Monday, July 28, 2025

Monstrous Mondays: The Monster of Censorship (Itch.io & Steam)

Photo by Pavel Danilyuk: https://www.pexels.com/photo/a-woman-holding-a-placard-8553787/
Photo by Pavel Danilyuk
 This week’s "Monstrous Monday" post isn’t a spotlight on a new monster or a dive into old-school related myths. Instead, I will talk about something more urgent: censorship. And no, not the hand-wringing, moral-panic kind from the 1980s. I’m talking about what’s happening right now on platforms like Itch.io and Steam, where a right-wing, conservative activist group is working hard to reshape what creators are allowed to make and what audiences are allowed to see.

So let’s get some background.

Recently, Itch.io, one of the best havens for indie games, visual novels, and tabletop RPGs (including a wide range of weird, odd, and experimental content), published a troubling update. They announced new changes to their adult content policy, citing legal pressures and platform hosting concerns:

They were, as expected, dragged on Bluesky

Meanwhile, Steam, the world’s largest digital distribution platform for games, began removing or suppressing adult titles, including ones that had been live for years. Devs have reported de-listings, warnings, and murky policy enforcement.

At the center of this firestorm is Collective Shout (no, I am not going to link), an Australian evangelical anti-porn group led by Melinda Tankard Reist. This group openly brags about pressuring Valve (the company behind Steam), and even seems to be taking credit for Itch.io’s recent clampdown.

(*Note: this is an archived article. Collective Shout convinced Vice to remove it.)

Collective Shout brands itself as a protector of women and children, but its tactics lean toward religious authoritarianism and a disdain for anything outside its narrow moral view. And their rhetoric? Let’s just say it’s unhinged enough that it would make Jack Thompson (you know, the Godfather of Censoring Video Games) raise an eyebrow. They’ve publicly accused creators of being “pedo-gamer fetishists” and cheered on the removal of queer, kink-positive, and sex-worker-inclusive games.

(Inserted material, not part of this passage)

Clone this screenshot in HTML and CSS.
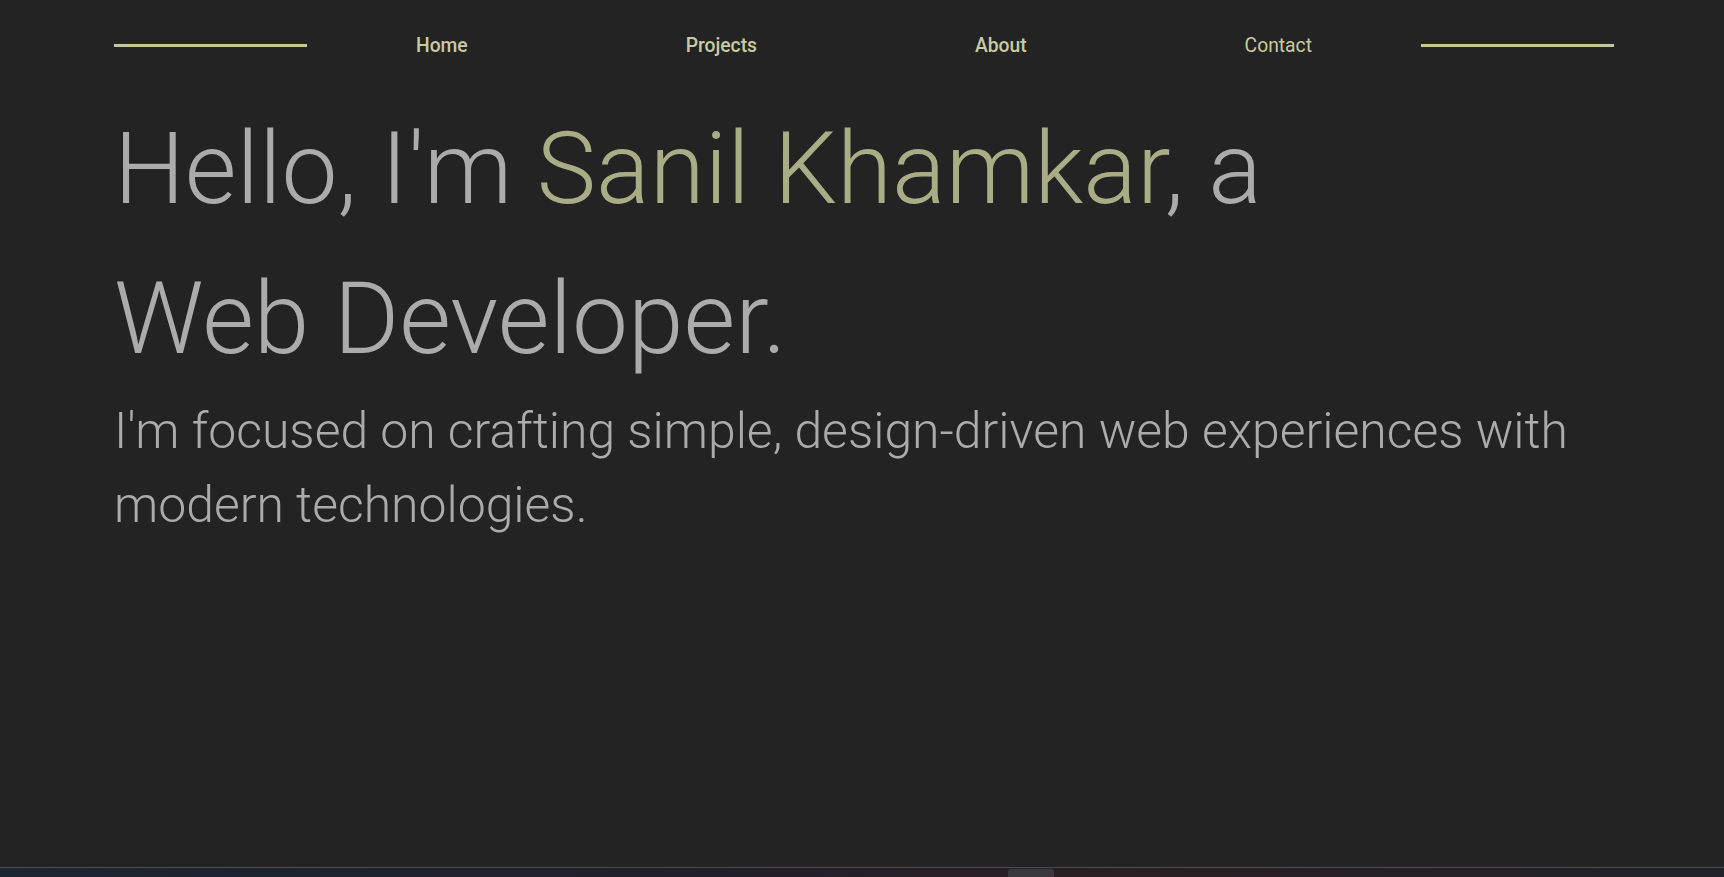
FILE: index.html
```html
<!DOCTYPE html>
<html lang="en">
<head>
<meta charset="utf-8">
<title>Sanil Khamkar</title>
<link rel="stylesheet" href="styles.css">
</head>
<body>
<div class="page">
  <header class="header">
    <span class="rule"></span>
    <nav class="nav">
      <a class="nav-link" href="#">Home</a>
      <a class="nav-link" href="#">Projects</a>
      <a class="nav-link" href="#">About</a>
      <a class="nav-link nav-link--plain" href="#">Contact</a>
    </nav>
    <span class="rule"></span>
  </header>
  <main class="hero">
    <h1 class="hero-title">Hello, I'm <span class="accent">Sanil Khamkar</span>, a<br>Web Developer.</h1>
    <p class="hero-text">I'm focused on crafting simple, design-driven web experiences with modern technologies.</p>
  </main>
</div>
<div class="taskbar"><span class="taskbar-item"></span></div>
</body>
</html>
```

FILE: styles.css
```css
html, body {
  margin: 0;
  padding: 0;
  height: 100%;
}
body {
  background: #232323;
  font-family: Roboto, "Noto Sans", "Liberation Sans", sans-serif;
  display: flex;
  flex-direction: column;
  overflow: hidden;
}
.page {
  flex: 1;
  padding: 0 110px 0 114px;
}
.header {
  height: 90px;
  display: flex;
  align-items: center;
}
.rule {
  width: 193px;
  height: 3px;
  background: #c3c79f;
  flex: none;
}
.nav {
  flex: 1;
  display: flex;
  justify-content: space-around;
  align-items: center;
}
.nav-link {
  color: #c8cba2;
  text-decoration: none;
  font-size: 19.3px;
  font-weight: 500;
}
.nav-link--plain {
  font-weight: 400;
}
.hero {
  padding-top: 4px;
}
.hero-title {
  margin: 0;
  font-size: 100px;
  line-height: 150px;
  font-weight: 300;
  color: #ababab;
}
.accent {
  color: #a9ad86;
}
.hero-text {
  margin: 0;
  font-size: 49.9px;
  line-height: 74px;
  font-weight: 300;
  color: #ababab;
}
.taskbar {
  height: 9px;
  border-top: 1px solid #4d4d4d;
  background: linear-gradient(90deg, #1c2630 0%, #201f2a 40%, #2a1f22 65%, #1f2228 100%);
  display: flex;
  padding-left: 1008px;
}
.taskbar-item {
  width: 46px;
  height: 8px;
  margin-top: 1px;
  border-radius: 3px 3px 0 0;
  background: #3a3a3e;
}
```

Even Yoko Taro, creator of NieR: Automata, has weighed in, calling out how this sort of censorship affects global creative freedom.

Let me be 100% clear: This isn’t about “defending porn.” This is about defending expression. Games, like books, films, and zines, explore all corners of the human experience, including sexuality, trauma, queerness, kink, power dynamics, and yes, pleasure. When we allow puritanical groups with political connections to dictate what stories can be told or which creators get silenced, we all lose.

Censorship doesn’t protect anyone. It punishes the marginalized, erases nuance, and sanitizes creativity until all that’s left is bland, corporate-safe pap.

More to the point, games (and really all media) that seem to be disproportionately targeted are ones with an LGBTQI+ point of view. 

I have seen Collective Shout members described as TERFs (Trans-exclusionary Radical Feminists), but I can't confirm or deny that. 

Tabletop RPGs, like the ones hosted on Itch.io, have always thrived on the edges of queer voices, indie voices, outsider art, and strange ideas. If we let these spaces get steamrolled by a group with an agenda straight out of a 1980s morality panic or a 1990s purity pledge, we risk losing not just games, but an entire movement.

We’ve fought this battle before, whether it was Tipper Gore and the PMRC, Jack Chick and his satanic panic tracts, or TSR’s late-stage moral cleanup. And we’ll fight it again. Because games are worth defending. Art is worth defending. And freedom, messy, complicated, deeply human freedom, is always worth defending.

So what can we do?

No doubt, Itch.io and Steam caved to these internet bullies, but they were not given much of an option. The real fault lies with Collective Shout and the payment processors they contacted. But they could have handled it much better. 

Obviously, going after Collective Shout is precisely what they want people to do. These types of groups thrive on this and like to show how they are really the innocents, only thinking of the children, and the rest of the world is out to get them.  So, don't give them the satisfaction. They are not protecting anyone; they are just the next level of book-banners. 
  • Support creators whose work is under threat. Buy directly when you can. Leave reviews. Share links. Seriously. This is the best thing you can do to help the creators.

  • Push back on platform censorship. Write to Valve and other storefronts and ask for clear, fair policies that don’t buckle to extremist pressure.

  • Contact Payment Processors. Pressure works both ways.

  • Stay informed about groups like Collective Shout. Know what they really stand for.

  • Speak up. Silence only helps the status quo, and that is how these groups win.

  • Visit. https://stopcollectiveshout.com/ to learn more.

And please. Don't try invoking the 1st Amendment here. That is about protecting American citizens against having their speech impaired by the American government. This is a global situation. 

Full Disclosure Statement: I do not have any games on Itch.io or on Steam. This doesn't affect me at all, but that is not a good reason to stay silent.